Probably I Hope You’ll Feel Alright. The whole EP was an attempt to Phil Spector-ize our sound. We were listening to a lot Spector, Jesus & Mary Chain, Distortion-era Magnetic Fields, Shoe-gazy stuff, and that definitely influenced the sound of the EP. We also recorded it over the winter so that had a subtle influence on the overall atmosphere. Anyways, we were trying to convey this cold, distant quality in the songs, this feeling of being lost in the songs, of not quite being able to discern each instrument, each part, each harmony, but still feeling the song as a totality. I think I Hope You’ll Feel Alright captured that intention the most successfully, so we’re probably the most proud of that one.
How do your live and recorded sounds compare to each other?
We have a very particular & a very peculiar recording method. We don’t have much money so we can’t afford any studio time. Instead we record everything in our efficiency apartment. We have all these instruments lying around – countless keys, guitars, banjo, flutes, cello, etc – and we record everything with a borrowed SM-57 onto a borrowed Tascam which we then bounce onto our non-borrowed computer. We use a free internet program, Audacity, to mix and put the songs together. Since the recording techniques at our disposal are pretty lo-fi we have to use a lot of tricks that we’ve discovered over time to try & make our songs sound full, driving, engaging, and, frankly, listenable. One of the things we do is intense overdubs. Everything is tracked multiple times and we’ll pan it differently to fill out the space of the song. Sometimes we’ll play the whole recorded version of the song from the computer through a Fender Deville w/ a bunch of reverb and we’ll record that and bounce it back into the song in the back of the mix (kind of like an artificial echo chamber). Anyways, we do all of these things in order to make the songs sound fuller & more vibrant. But it also gives our songs a very unique feel, I don’t know how to put my finger on it, but its there, and that becomes a big challenge to replicate live. We have a big band, six of us, because our songs have a lot of unique instrumentation that we can’t really pull of as a 3 or 4 piece. I would say our live shows almost have a pseudo-punk mentality. It’s very rock & roll; but like, weird rock & roll that you’d see at a circus or birthday party. We try to make the music as exciting as possible, so we’re always jumping around, dancing, changing instruments, hollering animal noises, that sort of thing. But it’s also fundamentally pysch-music. We have a lot of delay & loop pedals, and jangling guitars and weird vocals. I don’t know. The relationship between our records & live set is very interesting, because they mutually influence each other and also because we’re still working out who we are live and who we are in the studio.

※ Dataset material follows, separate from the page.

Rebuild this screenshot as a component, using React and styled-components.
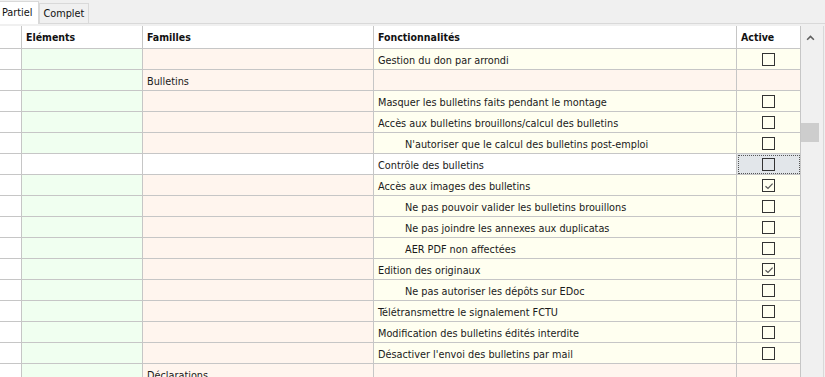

Can you guys describe the visuals used in your live shows?
When we went on tour we brought a big bag of Christmas lights and would string those up when we had time. Our first show was with Olivia Tremor Control and some guy came up to us before our set and asked if he could project water droplets and ink and all these cool images onto the stage with this projector he had brought. We we’re totally down and it turned to be incredible. We felt like Pink Floyd (Syd Barrett era) for a hot second. Also on tour we brought along this 8 foot tall plywood cut out of a German man decked out in leiderhosen with a snare drum. He was kind of our mascot. We haven’t had a lot of time thought to organize any awesome visuals. We really want to make our live shows incredible, like early Flaming Lips. We wish we had all sorts of lights and fog machines and projectors and all that stuff. One of the most incredible shows I ever went to was Godspeed You Black Emperor, and they have absolutely unbelievable visuals. Just give us time, when we get money, we’ll put some awesome stuff together.
What’s a typical day in the life of Tiger Waves?
Wake up, get coffee, go swimming, send emails, read, write & record, eat dinner, record again, go out to a local bar & dance & hangout. Repeat. Unless I’m working. Then it’s the same, but insert “work” before “go swimming.
What are some of your touring pet peeves?
Not being able to stop at every historical marker (we had to miss Lincoln’s grave in order to make a show in Chicago). We only toured once, and it was booked pretty last minute, so half the shows were pretty empty & it’s just really physically taxing and discouraging to set up all your gear (and we have a lot) and then get up there and play & feel like no one is listening. The other half of the shows, though, were absolutely incredible and made everything so worthwhile.
What’s one comfort item you bring with you when you go on the road?
James: His dog Pierre
Tyler: Xanax/Kurt Vile
PJ: His box of stamps
Josh: All of his John Steinbeck books
Name one band you’d like to trade places with for a day.
Creed. Just to know what it’s like.
What’s one song you can’t get out of your head?
Lodi by Creedence Clearwater Revival
If you were stranded on a desert island, what album would you take for comfort and what album would you take for firewood?
Comfort: Ahh, that’s a tough question. Really just one? Maybe, maybe, maybe Pet Sounds?
Firewood: Ryan Adam’s forthcoming box set. It’s so massive I feel like you could get a lot of utility out of it.
What musicians would make up your ideal “super band”?
Songwriter: Stephin Merritt
Lead Guitarist: Ted “The Man” Nugent
Rhythm Guitar: Hologram of Dimebag
Bass: Paul McCartney
Harmonica: Guy From Blues Traveler (John Goodman?)
Drums: Cat Stevens (aka Yusuf Islam)
Aux Percussion: Prince (aka The Artist Formerly Known as Prince)
Lead Singer: Girl from Evanescence
Imagine the possibilities! I’m 99% sure Stephin would kill to get an opportunity to write for an ensemble of this “caliber”.